▶ Exercise requirements
Only the number is wanted: how many lines contain the string "size"?
## Begin
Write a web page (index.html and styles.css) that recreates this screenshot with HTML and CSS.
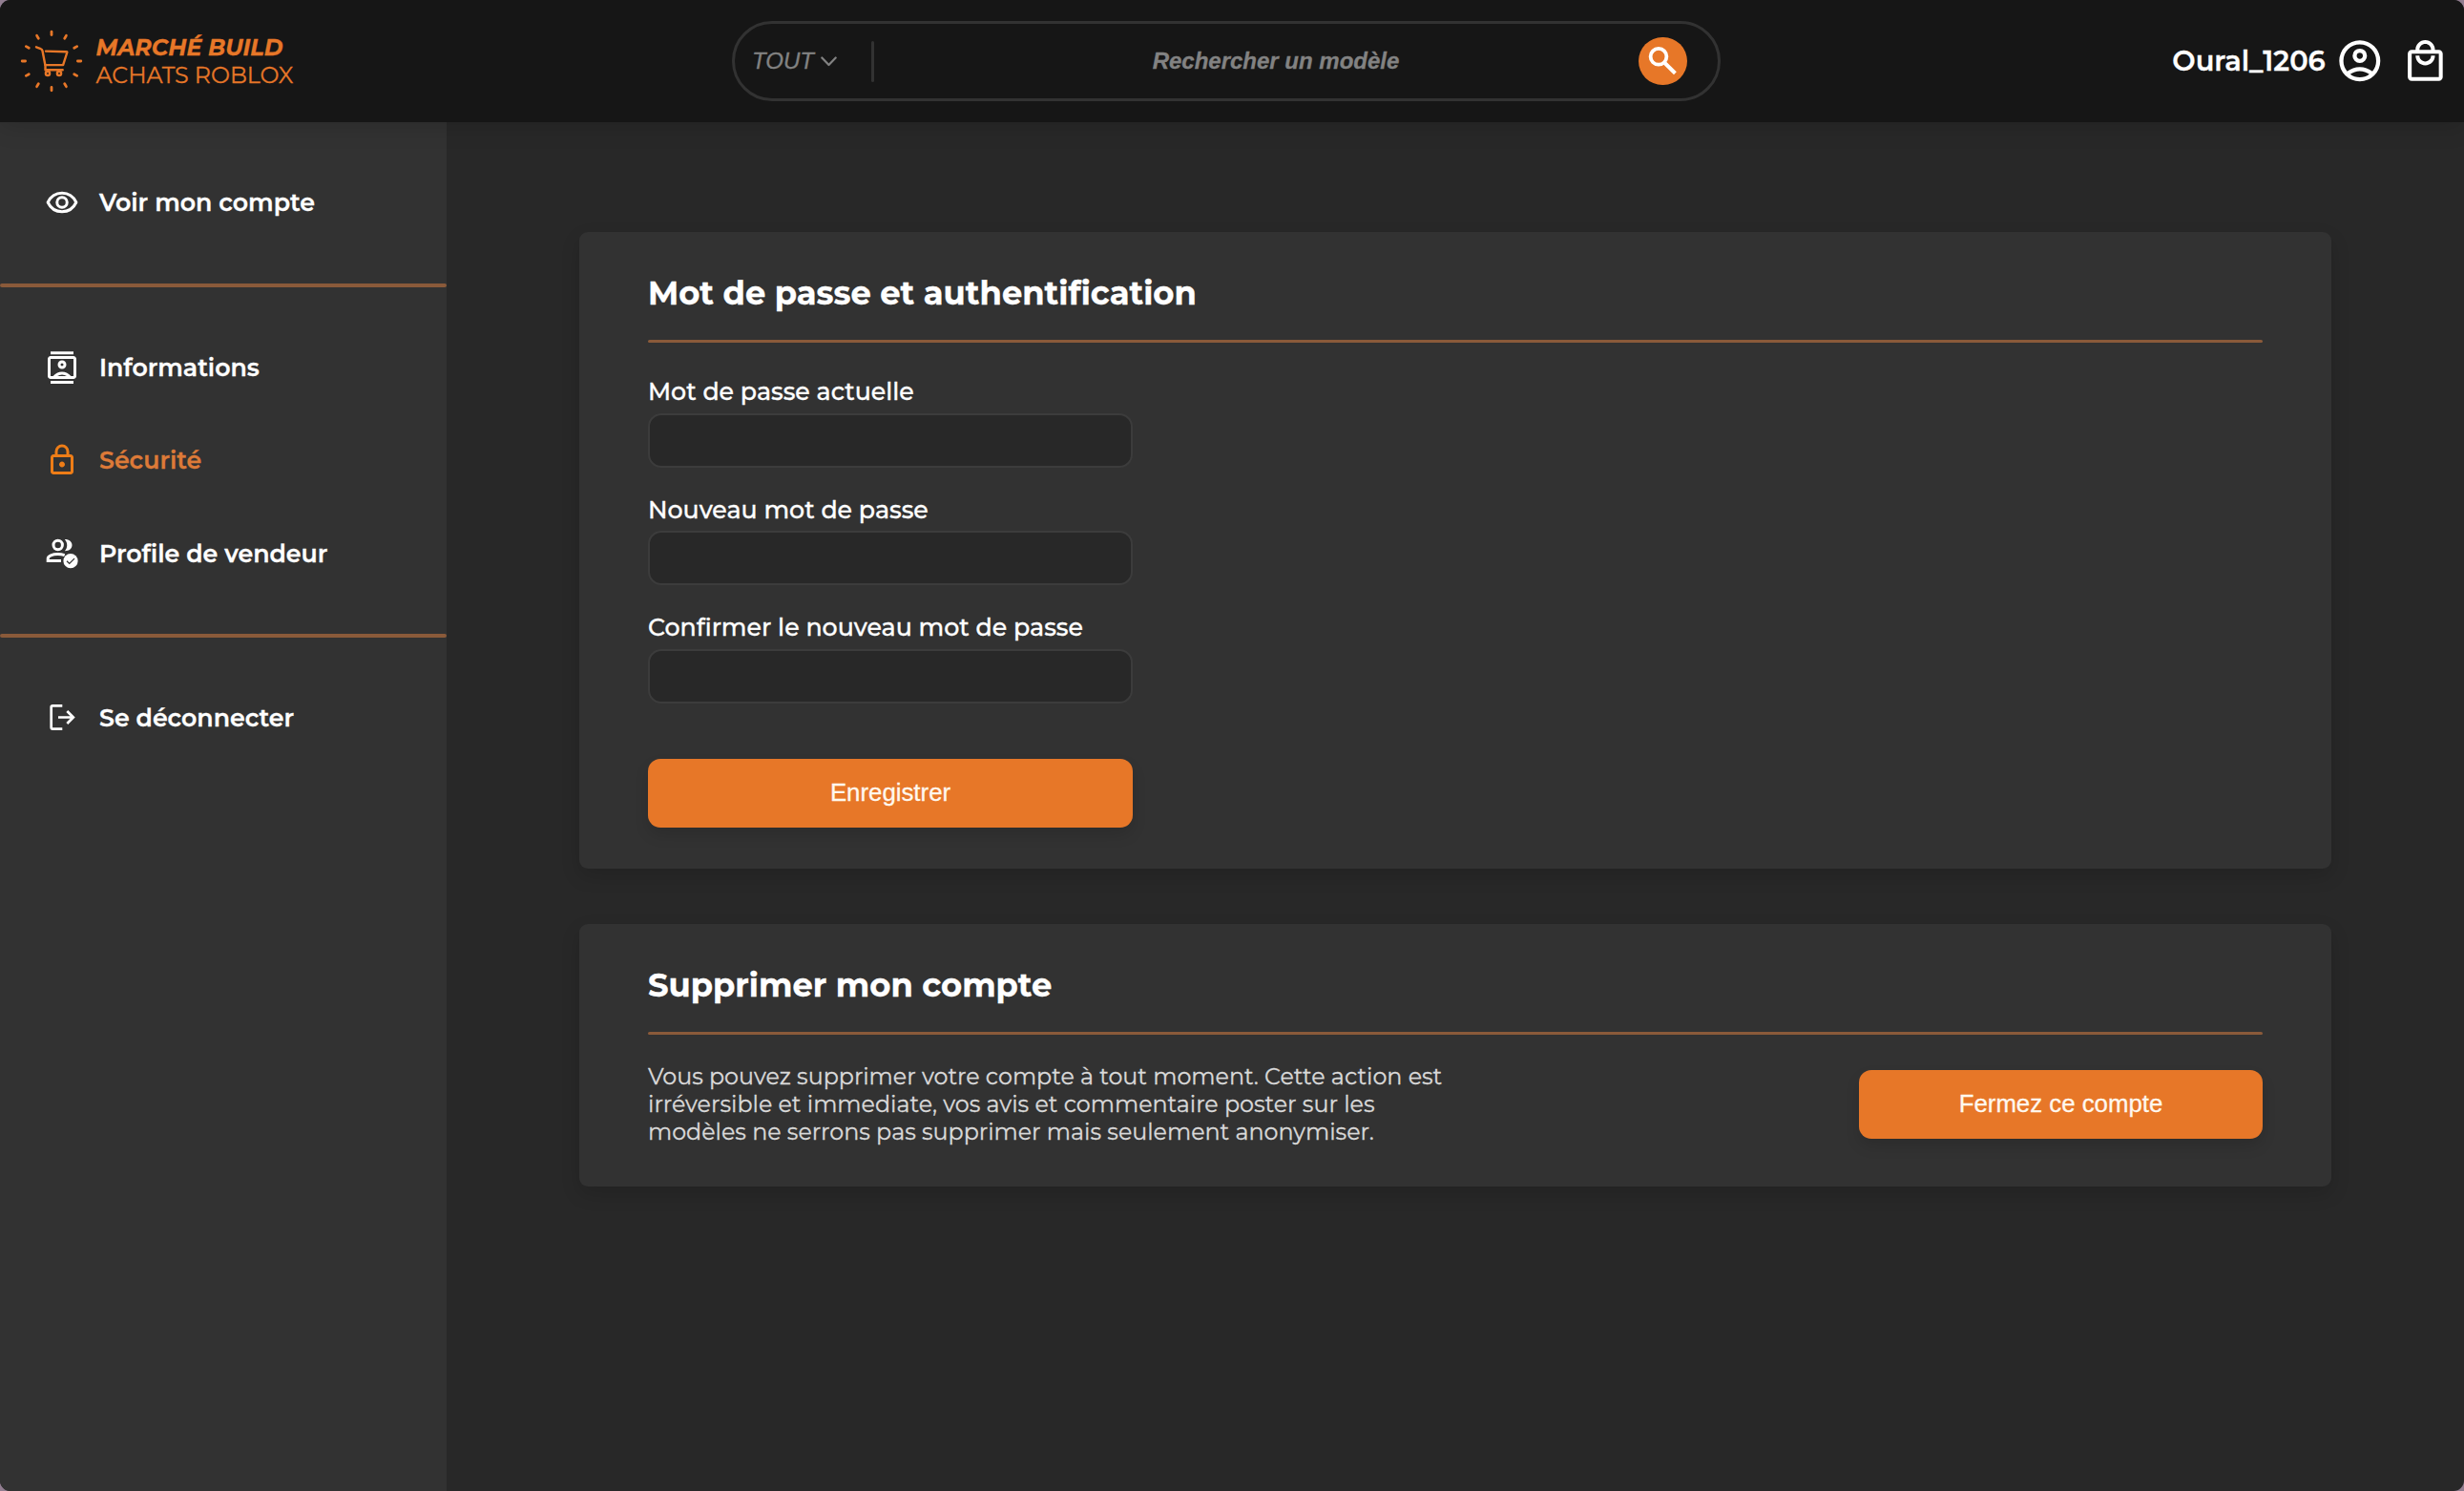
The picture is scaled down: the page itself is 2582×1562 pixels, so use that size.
FILE: index.html
```html
<!DOCTYPE html>
<html lang="fr">
<head>
<meta charset="utf-8">
<title>Marché Build – Sécurité</title>
<link rel="stylesheet" href="styles.css">
</head>
<body>
<div class="window">
  <header class="header">
    <a class="brand">
      <svg class="brand-logo" viewBox="0 0 70 70" fill="none" stroke="currentColor" stroke-width="2.8" stroke-linecap="round" stroke-linejoin="round">
        <g>
          <path id="ray" d="M35 4.2v3.4"/>
          <use href="#ray" transform="rotate(30 35 35)"/>
          <use href="#ray" transform="rotate(60 35 35)"/>
          <use href="#ray" transform="rotate(90 35 35)"/>
          <use href="#ray" transform="rotate(120 35 35)"/>
          <use href="#ray" transform="rotate(150 35 35)"/>
          <use href="#ray" transform="rotate(180 35 35)"/>
          <use href="#ray" transform="rotate(210 35 35)"/>
          <use href="#ray" transform="rotate(240 35 35)"/>
          <use href="#ray" transform="rotate(270 35 35)"/>
          <use href="#ray" transform="rotate(300 35 35)"/>
          <use href="#ray" transform="rotate(330 35 35)"/>
        </g>
        <g stroke-width="2.4">
          <path d="M19 20.3l4.6 1.8q1.6.5 1.900 2.200l3 15.400v4.500h18.200"/>
          <path d="M29 24.600l21.800.6q.7.1.5.8l-4.200 13.100H28.500"/>
          <circle cx="31" cy="47.900" r="2.100"/>
          <circle cx="43" cy="47.900" r="2.100"/>
        </g>
      </svg>
      <span class="brand-text"><strong>MARCHÉ BUILD</strong><span>ACHATS ROBLOX</span></span>
    </a>
    <div class="search">
      <div class="search-category">TOUT
        <svg class="chevron" viewBox="0 0 17 11" fill="none" stroke="currentColor" stroke-width="2.2" stroke-linecap="round" stroke-linejoin="round"><path d="M1.3 1.5L8.5 9l7.2-7.5"/></svg>
      </div>
      <span class="search-separator"></span>
      <span class="search-placeholder">Rechercher un modèle</span>
      <button class="search-button" aria-label="Rechercher">
        <svg viewBox="0 0 51 50" fill="none" stroke="#fff"><circle cx="21" cy="20.3" r="8.4" stroke-width="3.8"/><path d="M27 26.5l11.4 11.2" stroke-width="4"/></svg>
      </button>
    </div>
    <div class="account">
      <span class="account-name">Oural_1206</span>
      <svg class="account-icon" viewBox="0 -960 960 960" fill="currentColor"><path d="M234-276q51-39 114-61.500T480-360q69 0 132 22.500T726-276q35-41 54.500-93T800-480q0-133-93.500-226.500T480-800q-133 0-226.500 93.500T160-480q0 59 19.500 111t54.500 93Zm246-164q-59 0-99.500-40.500T340-580q0-59 40.500-99.500T480-720q59 0 99.500 40.500T620-580q0 59-40.500 99.500T480-440Zm0 360q-83 0-156-31.500T197-197q-54-54-85.500-127T80-480q0-83 31.500-156T197-763q54-54 127-85.500T480-880q83 0 156 31.500T763-763q54 54 85.500 127T880-480q0 83-31.500 156T763-197q-54 54-127 85.500T480-80Zm0-80q53 0 100-15.500t86-44.500q-39-29-86-44.500T480-280q-53 0-100 15.500T294-220q39 29 86 44.500T480-160Zm0-360q26 0 43-17t17-43q0-26-17-43t-43-17q-26 0-43 17t-17 43q0 26 17 43t43 17Z"/></svg>
      <svg class="bag-icon" viewBox="0 0 24 24" fill="currentColor"><path d="M19 6h-2c0-2.760-2.240-5-5-5S7 3.240 7 6H5c-1.100 0-2 .9-2 2v12c0 1.100.9 2 2 2h14c1.100 0 2-.9 2-2V8c0-1.100-.9-2-2-2zm-7-3c1.660 0 3 1.340 3 3H9c0-1.660 1.340-3 3-3zm7 17H5V8h14v12zm-7-8c-1.660 0-3-1.340-3-3H7c0 2.760 2.240 5 5 5s5-2.240 5-5h-2c0 1.660-1.340 3-3 3z"/></svg>
    </div>
  </header>

  <div class="body">
    <nav class="sidebar">
      <div class="nav-group">
        <a class="nav-item">
          <svg viewBox="0 0 24 24" fill="none" stroke="currentColor" stroke-width="2" stroke-linejoin="round"><path d="M2.100 12C4 8 7.800 5.500 12 5.500s8 2.500 9.900 6.500c-1.900 4-5.700 6.500-9.900 6.500S4 16 2.100 12Z"/><circle cx="12" cy="12" r="3.500"/></svg>
          Voir mon compte
        </a>
      </div>
      <div class="nav-group">
        <a class="nav-item">
          <svg viewBox="0 -960 960 960" fill="currentColor" fill-rule="evenodd"><path d="M160-30v-80h640v80H160Zm0-820v-80h640v80H160Zm320 410q50 0 85-35t35-85q0-50-35-85t-85-35q-50 0-85 35t-35 85q0 50 35 85t85 35Zm0-80q-17 0-28.500-11.500T440-560q0-17 11.500-28.500T480-600q17 0 28.500 11.500T520-560q0 17-11.500 28.500T480-520ZM160-160q-33 0-56.500-23.500T80-240v-480q0-33 23.500-56.500T160-800h640q33 0 56.500 23.500T880-720v480q0 33-23.500 56.500T800-160H160Zm70-80q45-56 109-88t141-32q77 0 141 32t109 88h70v-480H160v480h70Zm118 0h264q-29-20-62.500-30T480-280q-36 0-69.500 10T348-240Z"/></svg>
          Informations
        </a>
        <a class="nav-item active">
          <svg viewBox="0 -960 960 960" fill="currentColor"><path d="M240-80q-33 0-56.500-23.500T160-160v-400q0-33 23.500-56.500T240-640h40v-80q0-83 58.500-141.500T480-920q83 0 141.500 58.500T680-720v80h40q33 0 56.500 23.500T800-560v400q0 33-23.500 56.500T720-80H240Zm0-80h480v-400H240v400Zm240-120q33 0 56.500-23.500T560-360q0-33-23.500-56.500T480-440q-33 0-56.500 23.500T400-360q0 33 23.500 56.500T480-280ZM360-640h240v-80q0-50-35-85t-85-35q-50 0-85 35t-35 85v80Z"/></svg>
          Sécurité
        </a>
        <a class="nav-item">
          <svg viewBox="0 0 36 36" fill="none" stroke="currentColor" stroke-width="3"><circle cx="13.700" cy="9" r="4.700"/><path d="M17 25.500H3.200V23C3.200 20.500 8 18.500 13.500 18.500c2.800 0 5 .4 7.200 1.200"/><path fill="currentColor" stroke="none" d="M20.800 3c5 0 7.700 2.700 7.700 6.100s-2.700 6.200-7.700 6.200c3.300-3.500 3.300-8.800 0-12.300Z"/><circle cx="27" cy="25.700" r="7.600" fill="currentColor" stroke="none"/><path d="M23 25.800l2.700 2.600 5.300-5.300" stroke="#323232" stroke-width="1.300"/></svg>
          Profile de vendeur
        </a>
      </div>
      <div class="nav-group">
        <a class="nav-item">
          <svg viewBox="0 0 36 36" fill="none" stroke="currentColor" stroke-width="2.700"><path d="M18.300 5.400H8.200q-1.500 0-1.500 1.500v21.200q0 1.500 1.500 1.500h10.100M14 17.500h15.500M23.300 11l6.500 6.500-6.500 6.500"/></svg>
          Se déconnecter
        </a>
      </div>
    </nav>

    <main class="main">
      <section class="card">
        <h2 class="card-title">Mot de passe et authentification</h2>
        <form class="form">
          <label class="field">Mot de passe actuelle<input type="password"></label>
          <label class="field">Nouveau mot de passe<input type="password"></label>
          <label class="field">Confirmer le nouveau mot de passe<input type="password"></label>
          <button class="button" type="button">Enregistrer</button>
        </form>
      </section>
      <section class="card">
        <h2 class="card-title">Supprimer mon compte</h2>
        <div class="close-account">
          <p>Vous pouvez supprimer votre compte à tout moment. Cette action est irréversible et immediate, vos avis et commentaire poster sur les modèles ne serrons pas supprimer mais seulement anonymiser.</p>
          <button class="button" type="button">Fermez ce compte</button>
        </div>
      </section>
    </main>
  </div>
</div>
</body>
</html>
```
FILE: styles.css
```css
:root {
  --accent: #e77728;
  --accent-dim: #8a5a3a;
  --panel: #323232;
  --page: #282828;
}

* { box-sizing: border-box; }

body {
  margin: 0;
  background: #917d90;
  color: #fff;
  font-family: "Montserrat", "Inter", sans-serif;
  -webkit-text-stroke: .3px;
}

.window {
  display: flex;
  flex-direction: column;
  height: 100vh;
  overflow: hidden;
  border-radius: 11px;
  background: var(--page);
}

/* Header */
.header {
  position: relative;
  z-index: 1;
  display: grid;
  grid-template-columns: 748px 1036px 1fr;
  align-items: center;
  height: 128px;
  flex: none;
  padding: 0 16.6px 0 19px;
  background: #161616;
  box-shadow: 0 4px 24px rgba(0, 0, 0, .15);
}

.brand {
  display: flex;
  align-items: center;
  gap: 11.5px;
  color: var(--accent);
}

.brand-logo { width: 70px; height: 70px; }

.brand-text {
  display: flex;
  flex-direction: column;
  font-size: 23.75px;
  line-height: 29px;
}

.brand-text strong { font-weight: 700; font-style: italic; }

.search {
  display: flex;
  align-items: center;
  height: 84px;
  padding: 0 32px 0 18px;
  border: 3px solid var(--panel);
  border-radius: 42px;
  color: #828282;
  font-family: "Liberation Sans", Arial, sans-serif;
  font-style: italic;
  font-size: 24px;
}

.search-category {
  display: flex;
  align-items: center;
  gap: 7px;
  width: 125px;
}

.chevron { width: 17px; height: 11px; }

.search-separator {
  width: 3px;
  height: 43px;
  border-radius: 2px;
  background: var(--panel);
}

.search-placeholder {
  flex: 1;
  padding-left: 41px;
  text-align: center;
  font-weight: 700;
}

.search-button {
  width: 51px;
  height: 50px;
  padding: 0;
  border: 0;
  border-radius: 25px;
  background: var(--accent);
}

.search-button svg { display: block; width: 51px; height: 50px; }

.account {
  display: flex;
  align-items: center;
  justify-content: flex-end;
}

.account-name {
  padding-bottom: 2px;
  font-size: 28.9px;
  font-weight: 600;
}

.account-icon { width: 51.6px; height: 51.6px; margin: 0 18.3px 0 10px; }
.bag-icon { width: 48.8px; height: 48.8px; }

/* Layout */
.body { display: flex; flex: 1; }

.sidebar {
  width: 468px;
  flex: none;
  background: var(--panel);
}

.nav-group { padding: 35px 0; }
.nav-group:first-child { height: 169px; }

.nav-group + .nav-group::before {
  content: "";
  display: block;
  height: 4px;
  margin: -35px 0 35px;
  border-radius: 2px;
  background: var(--accent-dim);
}

.nav-item {
  display: flex;
  align-items: center;
  gap: 21px;
  height: 97.67px;
  padding-left: 47px;
  font-size: 25.25px;
  font-weight: 600;
}

.nav-item svg { width: 36px; height: 36px; }
.nav-item.active { color: #dd7a38; }
.nav-item.active svg { color: #ee7d17; }

.main {
  display: flex;
  flex: 1;
  flex-direction: column;
  gap: 58px;
  padding: 115px 139px;
}

/* Cards */
.card {
  padding: 43px 72px;
  border-radius: 9px;
  background: var(--panel);
  box-shadow: 0 8px 20px rgba(0, 0, 0, .14);
}

.card-title {
  margin: 0;
  font-size: 33.75px;
  font-weight: 700;
  line-height: 41px;
}

.card-title::after {
  content: "";
  display: block;
  height: 3px;
  margin-top: 29px;
  border-radius: 2px;
  background: var(--accent-dim);
}

.form {
  display: flex;
  flex-direction: column;
  gap: 28px;
  width: 508px;
  padding-top: 36px;
}

.field {
  display: flex;
  flex-direction: column;
  gap: 6.5px;
  font-size: 25.25px;
  font-weight: 500;
  line-height: 31px;
}

.field + .field { padding-top: 1px; }

.field input {
  width: 100%;
  height: 57px;
  padding: 0 14px;
  border: 2px solid #3c3c3c;
  border-radius: 14px;
  outline: 0;
  background: var(--page);
  color: #fff;
  font: inherit;
}

.button {
  height: 72px;
  border: 0;
  border-radius: 13px;
  background: var(--accent);
  box-shadow: 0 8px 15px rgba(0, 0, 0, .12);
  color: #fff8ee;
  font-family: "Liberation Sans", Arial, sans-serif;
  font-size: 25.8px;
}

.form .button { margin-top: 30px; }

.close-account {
  display: flex;
  align-items: center;
  justify-content: space-between;
  padding-top: 29px;
}

.close-account p {
  width: 846px;
  margin: 0;
  color: #d9d9d9;
  font-size: 23.78px;
  line-height: 29px;
}

.close-account .button { width: 423px; margin-top: 1px; }
```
## End
▶ Result of the task
9